Place one of the pieces of bias tape around one of the seam allowances to encase the raw edges inside the tape.
Pin the bias tape in place, making sure to pin only through the seam allowance, not the fabric below.
Repeat with the other side.
Next, fold the fabric back away from one of the seam allowances to free it up to sew.
Stitch along the inner folded edge of the bias tape to secure it in place, then repeat the process to sew the other side.
Trim away the excess bias tape on both ends – you’ve got a beautiful, contrasting bias bound seam!
8. Hong Kong Seam
Last, but definitely not least, the Hong Kong seam finish! As I mentioned, this results in a similar finish to bias bound seams but is a bit cleaner because you won’t see the topstitching so prominently on the tape.
Start your Hong Kong seam by sewing it normally, with right sides together.
Cut two pieces of bias tape long enough to cover the seam – you can use single- or double-fold bias tape for this finish.
Next, take one piece of bias tape and pin it right sides together with one side of the seam allowance. If using single-fold tape, line up the raw edge of the bias tape with the raw edge of the seam allowance. For double-fold tape, line up one folded edge of the bias tape with the raw edge.
Stitch the tape in place, about ¼ inch in from the edge. Make sure to fold the fabric away from the seam allowance so that it doesn’t get caught in your stitching.

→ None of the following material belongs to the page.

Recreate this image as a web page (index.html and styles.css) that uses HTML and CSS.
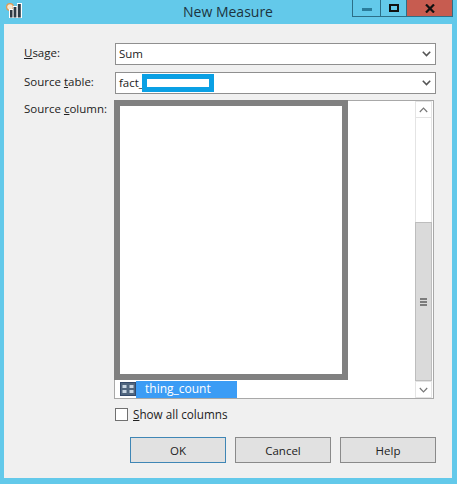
FILE: index.html
```html
<!DOCTYPE html>
<html lang="en">
<head>
    <meta charset="UTF-8">
    <meta name="viewport" content="width=device-width, initial-scale=1.0">
    <title>New Measure</title>
    <link rel="stylesheet" href="styles.css">
</head>
<body>
    <div class="window">
        <div class="titlebar">
            <svg class="app-icon" width="16" height="15" viewBox="0 0 16 15">
                <circle cx="4" cy="4" r="3.4" fill="#f6e7d2" stroke="#dd9a55" stroke-width="1.2"/>
                <rect x="3" y="6" width="4" height="9" fill="#fff"/>
                <rect x="4" y="7" width="2.5" height="7.5" fill="#2f3b45"/>
                <rect x="7" y="3" width="4" height="12" fill="#fff"/>
                <rect x="7.6" y="4" width="2.8" height="10.5" fill="#2f3b45"/>
                <rect x="11" y="0" width="5" height="15" fill="#fff"/>
                <rect x="11.8" y="1" width="3" height="13.5" fill="#2f3b45"/>
            </svg>
            <div class="title">New Measure</div>
            <div class="caption-buttons">
                <div class="caption-btn min"><span class="min-glyph"></span></div>
                <div class="caption-btn max"><span class="max-glyph"></span></div>
                <div class="caption-btn close">
                    <svg width="10" height="9" viewBox="0 0 10 9"><path d="M1 0.5 L9 8.5 M9 0.5 L1 8.5" stroke="#111" stroke-width="2.2"/></svg>
                </div>
            </div>
        </div>
        <div class="client">
            <div class="form-row row-usage">
                <label><u>U</u>sage:</label>
                <div class="combo">
                    <span>Sum</span>
                    <svg class="chev" width="9" height="6" viewBox="0 0 9 6"><path d="M0.8 0.8 L4.5 4.5 L8.2 0.8" fill="none" stroke="#555" stroke-width="1.6"/></svg>
                </div>
            </div>
            <div class="form-row row-table">
                <label>Source <u>t</u>able:</label>
                <div class="combo">
                    <span>fact_</span>
                    <span class="redact-blue"></span>
                    <svg class="chev" width="9" height="6" viewBox="0 0 9 6"><path d="M0.8 0.8 L4.5 4.5 L8.2 0.8" fill="none" stroke="#555" stroke-width="1.6"/></svg>
                </div>
            </div>
            <div class="form-row row-column">
                <label>Source <u>c</u>olumn:</label>
                <div class="listbox">
                    <div class="list-items">
                        <div class="redact-gray"></div>
                        <div class="list-item">
                            <svg class="col-icon" width="16" height="14" viewBox="0 0 16 14">
                                <rect width="16" height="14" fill="#34496a"/>
                                <rect x="1" y="1" width="14" height="12" fill="#51667f"/>
                                <rect x="2.5" y="3" width="4" height="3" fill="#c9d6e3"/>
                                <rect x="2.5" y="8" width="4" height="3" fill="#c9d6e3"/>
                                <rect x="9.5" y="3" width="4" height="3" fill="#c9d6e3"/>
                                <rect x="9.5" y="8" width="4" height="3" fill="#c9d6e3"/>
                            </svg>
                            <span class="selected">thing_count</span>
                        </div>
                    </div>
                    <div class="scrollbar">
                        <div class="sb-arrow">
                            <svg width="9" height="6" viewBox="0 0 9 6"><path d="M0.8 5 L4.5 1.2 L8.2 5" fill="none" stroke="#777" stroke-width="1.2"/></svg>
                        </div>
                        <div class="sb-track"></div>
                        <div class="sb-thumb">
                            <span class="grip"></span>
                        </div>
                        <div class="sb-arrow">
                            <svg width="9" height="6" viewBox="0 0 9 6"><path d="M0.8 1 L4.5 4.8 L8.2 1" fill="none" stroke="#777" stroke-width="1.2"/></svg>
                        </div>
                    </div>
                </div>
            </div>
            <div class="show-all">
                <span class="checkbox"></span>
                <span><u>S</u>how all columns</span>
            </div>
            <div class="buttons">
                <button class="default">OK</button>
                <button>Cancel</button>
                <button>Help</button>
            </div>
        </div>
    </div>
</body>
</html>
```

FILE: styles.css
```css
html, body {
    margin: 0;
    padding: 0;
}

body {
    width: 457px;
    height: 484px;
    overflow: hidden;
    font-family: "Open Sans", "Noto Sans", sans-serif;
    font-size: 11.5px;
    color: #222;
}

.window {
    height: 484px;
    background-color: #63c9ea;
    padding: 0 5px 6px 4px;
    box-sizing: border-box;
    display: flex;
    flex-direction: column;
}

.titlebar {
    height: 24px;
    flex: none;
    display: flex;
    position: relative;
}

.app-icon {
    position: absolute;
    left: 2px;
    top: 3px;
}

.title {
    width: 448px;
    text-align: center;
    font-size: 14px;
    line-height: 21px;
    color: #1c3440;
    padding-top: 1px;
}

.caption-buttons {
    position: absolute;
    top: 0;
    right: -1px;
    display: flex;
    height: 16px;
    border: 1px solid #2c6f88;
    border-top: none;
}

.caption-btn {
    display: flex;
    align-items: center;
    justify-content: center;
    height: 16px;
    width: 27px;
}

.caption-btn.max {
    border-left: 1px solid #2c6f88;
    border-right: 1px solid #2c6f88;
    width: 25px;
}

.caption-btn.close {
    background-color: #c75c50;
    width: 45px;
}

.min-glyph {
    display: block;
    width: 10px;
    height: 3px;
    margin-top: 2px;
    background-color: #2a7d9c;
}

.max-glyph {
    display: block;
    width: 6px;
    height: 4px;
    border: 2px solid #111;
}

.client {
    flex: 1;
    background-color: #f0f0f0;
    padding: 19px 16px 0 20px;
}

.form-row {
    display: flex;
}

.form-row label {
    width: 91px;
    flex: none;
    line-height: 15px;
}

.row-usage {
    height: 22px;
    margin-bottom: 7px;
}

.row-table {
    height: 22px;
    margin-bottom: 6px;
}

.row-usage label,
.row-table label {
    padding-top: 2px;
}

.row-column label {
    padding-top: 1px;
    width: 90px;
}

.combo {
    flex: 1;
    height: 22px;
    box-sizing: border-box;
    border: 1px solid #8f8f8f;
    background-color: #fff;
    padding-left: 3px;
    line-height: 20px;
    display: flex;
    align-items: center;
    position: relative;
}

.chev {
    position: absolute;
    right: 4px;
    top: 7px;
}

.redact-blue {
    flex: none;
    width: 72px;
    height: 18px;
    box-sizing: border-box;
    border: 5px solid #0aa0e4;
    background-color: #fff;
    margin-left: -2px;
}

.listbox {
    width: 320px;
    height: 299px;
    box-sizing: border-box;
    border: 1px solid #a8a8a8;
    background-color: #fff;
    display: flex;
    justify-content: space-between;
}

.list-items {
    flex: 1;
    display: flex;
    flex-direction: column;
}

/* painted over the real list rows */
.redact-gray {
    width: 234px;
    height: 280px;
    box-sizing: border-box;
    border: 6px solid #808080;
    background-color: #fff;
    margin-top: -1px;
    margin-left: -1px;
}

.list-item {
    display: flex;
    align-items: center;
    height: 18px;
    padding-left: 5px;
}

.col-icon {
    flex: none;
}

.selected {
    background-color: #3b9cf5;
    color: #fff;
    width: 101px;
    height: 17px;
    line-height: 16px;
    padding-left: 9px;
    box-sizing: border-box;
    font-size: 12px;
}

.scrollbar {
    width: 17px;
    margin-right: 1px;
    display: flex;
    flex-direction: column;
    flex: none;
}

.sb-arrow {
    height: 17px;
    flex: none;
    box-sizing: border-box;
    border: 1px solid #e4e4e4;
    display: flex;
    align-items: center;
    justify-content: center;
}

.sb-track {
    height: 104px;
    flex: none;
    border-left: 1px solid #e4e4e4;
    border-right: 1px solid #e4e4e4;
}

.sb-thumb {
    flex: 1;
    background-color: #dadada;
    border: 1px solid #bdbdbd;
    display: flex;
    align-items: center;
    justify-content: center;
}

.grip {
    display: block;
    width: 7px;
    height: 8px;
    background: repeating-linear-gradient(#7c7c7c 0, #7c7c7c 2px, #dadada 2px, #dadada 3px);
}

.show-all {
    display: flex;
    align-items: center;
    height: 14px;
    margin-top: 8px;
    margin-left: 91px;
    gap: 5px;
    font-size: 11.7px;
}

.checkbox {
    width: 13px;
    height: 13px;
    box-sizing: border-box;
    border: 1px solid #707070;
    background-color: #fff;
}

.buttons {
    display: flex;
    justify-content: flex-end;
    gap: 9px;
    margin-top: 16px;
}

button {
    width: 96px;
    height: 26px;
    box-sizing: border-box;
    border: 1px solid #8a8a8a;
    background-color: #e1e1e1;
    font-family: inherit;
    font-size: 11.5px;
    color: #222;
    padding: 0;
}

button.default {
    border-color: #3f86b5;
}
```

Next, press the bias tape away from the seam. Here’s how it looks from the top:
And here’s how it looks from under the seam allowance:
Fold the bias tape over the raw edges so that the inner folded edge is lined up just past your first line of stitching.
Pin it in place.
Next, sewing from the top, stitch in the ditch (sew inside of your previous seam to hide the stitching) to secure the bias tape to the seam allowance.
Repeat that entire process for the other side.
Trim away any excess bias tape from the top and bottom. You’re left with a gorgeous Hong Kong seam – by far the most time-consuming technique, but the results are so worth it!
I hope this seam finishing guide has helped you realize that you shouldn’t skip this critical step when sewing your next project! Which seam finish is your favorite?